== What to do ==
Copy out the listing in full, exactly as written, but not its pictures.

== Provided material ==

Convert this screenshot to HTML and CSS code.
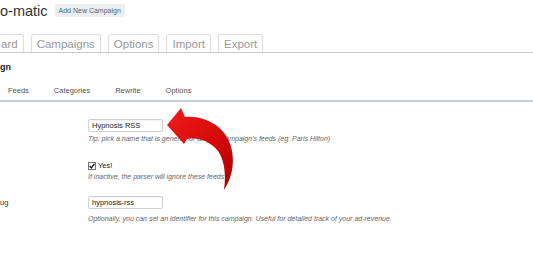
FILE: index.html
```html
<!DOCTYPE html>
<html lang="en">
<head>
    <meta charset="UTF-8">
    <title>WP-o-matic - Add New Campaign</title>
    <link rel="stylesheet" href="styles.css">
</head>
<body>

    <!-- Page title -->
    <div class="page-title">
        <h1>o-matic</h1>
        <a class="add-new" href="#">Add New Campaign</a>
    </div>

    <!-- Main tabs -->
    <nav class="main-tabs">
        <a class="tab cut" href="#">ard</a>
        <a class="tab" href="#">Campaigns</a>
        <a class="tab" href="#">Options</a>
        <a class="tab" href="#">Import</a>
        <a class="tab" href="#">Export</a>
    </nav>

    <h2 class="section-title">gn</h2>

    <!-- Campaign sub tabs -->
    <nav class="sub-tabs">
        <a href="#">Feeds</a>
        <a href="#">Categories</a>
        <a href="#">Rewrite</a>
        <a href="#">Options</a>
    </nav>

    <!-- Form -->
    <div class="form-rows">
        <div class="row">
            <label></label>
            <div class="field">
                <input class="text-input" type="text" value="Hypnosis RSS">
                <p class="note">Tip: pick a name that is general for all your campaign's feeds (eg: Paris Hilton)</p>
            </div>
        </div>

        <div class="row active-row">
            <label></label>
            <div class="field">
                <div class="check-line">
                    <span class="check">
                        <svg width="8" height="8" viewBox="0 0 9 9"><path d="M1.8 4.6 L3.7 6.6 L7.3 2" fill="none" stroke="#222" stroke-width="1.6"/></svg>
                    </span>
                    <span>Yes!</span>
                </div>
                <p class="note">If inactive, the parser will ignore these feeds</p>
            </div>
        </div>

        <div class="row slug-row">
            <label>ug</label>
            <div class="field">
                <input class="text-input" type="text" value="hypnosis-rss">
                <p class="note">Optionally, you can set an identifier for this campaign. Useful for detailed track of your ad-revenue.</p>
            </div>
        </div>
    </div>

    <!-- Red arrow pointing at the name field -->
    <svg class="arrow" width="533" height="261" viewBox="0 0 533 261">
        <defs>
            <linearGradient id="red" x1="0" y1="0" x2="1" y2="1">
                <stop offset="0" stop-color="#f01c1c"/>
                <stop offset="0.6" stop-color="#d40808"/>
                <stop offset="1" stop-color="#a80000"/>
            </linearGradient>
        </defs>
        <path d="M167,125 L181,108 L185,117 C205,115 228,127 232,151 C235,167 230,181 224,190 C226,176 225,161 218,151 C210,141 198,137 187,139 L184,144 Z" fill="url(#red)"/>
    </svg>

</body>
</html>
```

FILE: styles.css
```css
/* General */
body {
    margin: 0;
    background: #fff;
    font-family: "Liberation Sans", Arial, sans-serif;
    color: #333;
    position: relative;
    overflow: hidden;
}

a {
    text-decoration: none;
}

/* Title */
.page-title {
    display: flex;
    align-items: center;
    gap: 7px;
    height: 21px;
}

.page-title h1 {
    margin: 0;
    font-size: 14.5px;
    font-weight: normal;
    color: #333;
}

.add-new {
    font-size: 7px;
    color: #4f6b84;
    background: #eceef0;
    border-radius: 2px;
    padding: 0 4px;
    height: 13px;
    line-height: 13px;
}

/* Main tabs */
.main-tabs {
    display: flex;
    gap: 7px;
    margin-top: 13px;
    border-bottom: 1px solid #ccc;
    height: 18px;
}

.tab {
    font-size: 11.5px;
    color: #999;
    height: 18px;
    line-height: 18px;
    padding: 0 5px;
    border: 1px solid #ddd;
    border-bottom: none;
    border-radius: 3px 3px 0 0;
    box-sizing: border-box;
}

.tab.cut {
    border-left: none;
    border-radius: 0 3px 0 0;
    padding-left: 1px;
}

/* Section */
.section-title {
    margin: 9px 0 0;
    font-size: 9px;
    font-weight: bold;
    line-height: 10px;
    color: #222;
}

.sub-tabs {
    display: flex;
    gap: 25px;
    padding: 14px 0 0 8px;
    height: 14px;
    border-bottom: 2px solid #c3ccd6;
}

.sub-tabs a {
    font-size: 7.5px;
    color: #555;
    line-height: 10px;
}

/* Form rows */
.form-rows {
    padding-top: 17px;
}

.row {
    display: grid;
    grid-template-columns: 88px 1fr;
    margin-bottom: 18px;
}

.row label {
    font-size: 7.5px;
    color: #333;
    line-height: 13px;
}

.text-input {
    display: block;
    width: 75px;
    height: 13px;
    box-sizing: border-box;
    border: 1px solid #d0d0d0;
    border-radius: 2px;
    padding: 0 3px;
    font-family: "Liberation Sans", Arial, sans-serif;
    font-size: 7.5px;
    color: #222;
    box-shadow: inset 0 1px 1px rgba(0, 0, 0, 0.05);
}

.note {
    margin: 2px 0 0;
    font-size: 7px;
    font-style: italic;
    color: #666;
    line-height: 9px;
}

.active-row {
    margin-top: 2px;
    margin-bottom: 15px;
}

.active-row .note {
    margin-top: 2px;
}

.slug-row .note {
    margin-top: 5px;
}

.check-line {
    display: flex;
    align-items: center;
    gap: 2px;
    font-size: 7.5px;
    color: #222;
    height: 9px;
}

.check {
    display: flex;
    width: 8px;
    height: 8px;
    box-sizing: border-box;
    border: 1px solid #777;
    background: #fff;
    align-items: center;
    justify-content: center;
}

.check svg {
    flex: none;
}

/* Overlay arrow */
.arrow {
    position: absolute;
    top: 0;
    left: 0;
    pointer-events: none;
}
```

== Result ==
Convert this screenshot to HTML and CSS code.
FILE: index.html
```html
<!DOCTYPE html>
<html lang="en">
<head>
    <meta charset="UTF-8">
    <title>WP-o-matic - Add New Campaign</title>
    <link rel="stylesheet" href="styles.css">
</head>
<body>

    <!-- Page title -->
    <div class="page-title">
        <h1>o-matic</h1>
        <a class="add-new" href="#">Add New Campaign</a>
    </div>

    <!-- Main tabs -->
    <nav class="main-tabs">
        <a class="tab cut" href="#">ard</a>
        <a class="tab" href="#">Campaigns</a>
        <a class="tab" href="#">Options</a>
        <a class="tab" href="#">Import</a>
        <a class="tab" href="#">Export</a>
    </nav>

    <h2 class="section-title">gn</h2>

    <!-- Campaign sub tabs -->
    <nav class="sub-tabs">
        <a href="#">Feeds</a>
        <a href="#">Categories</a>
        <a href="#">Rewrite</a>
        <a href="#">Options</a>
    </nav>

    <!-- Form -->
    <div class="form-rows">
        <div class="row">
            <label></label>
            <div class="field">
                <input class="text-input" type="text" value="Hypnosis RSS">
                <p class="note">Tip: pick a name that is general for all your campaign's feeds (eg: Paris Hilton)</p>
            </div>
        </div>

        <div class="row active-row">
            <label></label>
            <div class="field">
                <div class="check-line">
                    <span class="check">
                        <svg width="8" height="8" viewBox="0 0 9 9"><path d="M1.8 4.6 L3.7 6.6 L7.3 2" fill="none" stroke="#222" stroke-width="1.6"/></svg>
                    </span>
                    <span>Yes!</span>
                </div>
                <p class="note">If inactive, the parser will ignore these feeds</p>
            </div>
        </div>

        <div class="row slug-row">
            <label>ug</label>
            <div class="field">
                <input class="text-input" type="text" value="hypnosis-rss">
                <p class="note">Optionally, you can set an identifier for this campaign. Useful for detailed track of your ad-revenue.</p>
            </div>
        </div>
    </div>

    <!-- Red arrow pointing at the name field -->
    <svg class="arrow" width="533" height="261" viewBox="0 0 533 261">
        <defs>
            <linearGradient id="red" x1="0" y1="0" x2="1" y2="1">
                <stop offset="0" stop-color="#f01c1c"/>
                <stop offset="0.6" stop-color="#d40808"/>
                <stop offset="1" stop-color="#a80000"/>
            </linearGradient>
        </defs>
        <path d="M167,125 L181,108 L185,117 C205,115 228,127 232,151 C235,167 230,181 224,190 C226,176 225,161 218,151 C210,141 198,137 187,139 L184,144 Z" fill="url(#red)"/>
    </svg>

</body>
</html>
```

FILE: styles.css
```css
/* General */
body {
    margin: 0;
    background: #fff;
    font-family: "Liberation Sans", Arial, sans-serif;
    color: #333;
    position: relative;
    overflow: hidden;
}

a {
    text-decoration: none;
}

/* Title */
.page-title {
    display: flex;
    align-items: center;
    gap: 7px;
    height: 21px;
}

.page-title h1 {
    margin: 0;
    font-size: 14.5px;
    font-weight: normal;
    color: #333;
}

.add-new {
    font-size: 7px;
    color: #4f6b84;
    background: #eceef0;
    border-radius: 2px;
    padding: 0 4px;
    height: 13px;
    line-height: 13px;
}

/* Main tabs */
.main-tabs {
    display: flex;
    gap: 7px;
    margin-top: 13px;
    border-bottom: 1px solid #ccc;
    height: 18px;
}

.tab {
    font-size: 11.5px;
    color: #999;
    height: 18px;
    line-height: 18px;
    padding: 0 5px;
    border: 1px solid #ddd;
    border-bottom: none;
    border-radius: 3px 3px 0 0;
    box-sizing: border-box;
}

.tab.cut {
    border-left: none;
    border-radius: 0 3px 0 0;
    padding-left: 1px;
}

/* Section */
.section-title {
    margin: 9px 0 0;
    font-size: 9px;
    font-weight: bold;
    line-height: 10px;
    color: #222;
}

.sub-tabs {
    display: flex;
    gap: 25px;
    padding: 14px 0 0 8px;
    height: 14px;
    border-bottom: 2px solid #c3ccd6;
}

.sub-tabs a {
    font-size: 7.5px;
    color: #555;
    line-height: 10px;
}

/* Form rows */
.form-rows {
    padding-top: 17px;
}

.row {
    display: grid;
    grid-template-columns: 88px 1fr;
    margin-bottom: 18px;
}

.row label {
    font-size: 7.5px;
    color: #333;
    line-height: 13px;
}

.text-input {
    display: block;
    width: 75px;
    height: 13px;
    box-sizing: border-box;
    border: 1px solid #d0d0d0;
    border-radius: 2px;
    padding: 0 3px;
    font-family: "Liberation Sans", Arial, sans-serif;
    font-size: 7.5px;
    color: #222;
    box-shadow: inset 0 1px 1px rgba(0, 0, 0, 0.05);
}

.note {
    margin: 2px 0 0;
    font-size: 7px;
    font-style: italic;
    color: #666;
    line-height: 9px;
}

.active-row {
    margin-top: 2px;
    margin-bottom: 15px;
}

.active-row .note {
    margin-top: 2px;
}

.slug-row .note {
    margin-top: 5px;
}

.check-line {
    display: flex;
    align-items: center;
    gap: 2px;
    font-size: 7.5px;
    color: #222;
    height: 9px;
}

.check {
    display: flex;
    width: 8px;
    height: 8px;
    box-sizing: border-box;
    border: 1px solid #777;
    background: #fff;
    align-items: center;
    justify-content: center;
}

.check svg {
    flex: none;
}

/* Overlay arrow */
.arrow {
    position: absolute;
    top: 0;
    left: 0;
    pointer-events: none;
}
```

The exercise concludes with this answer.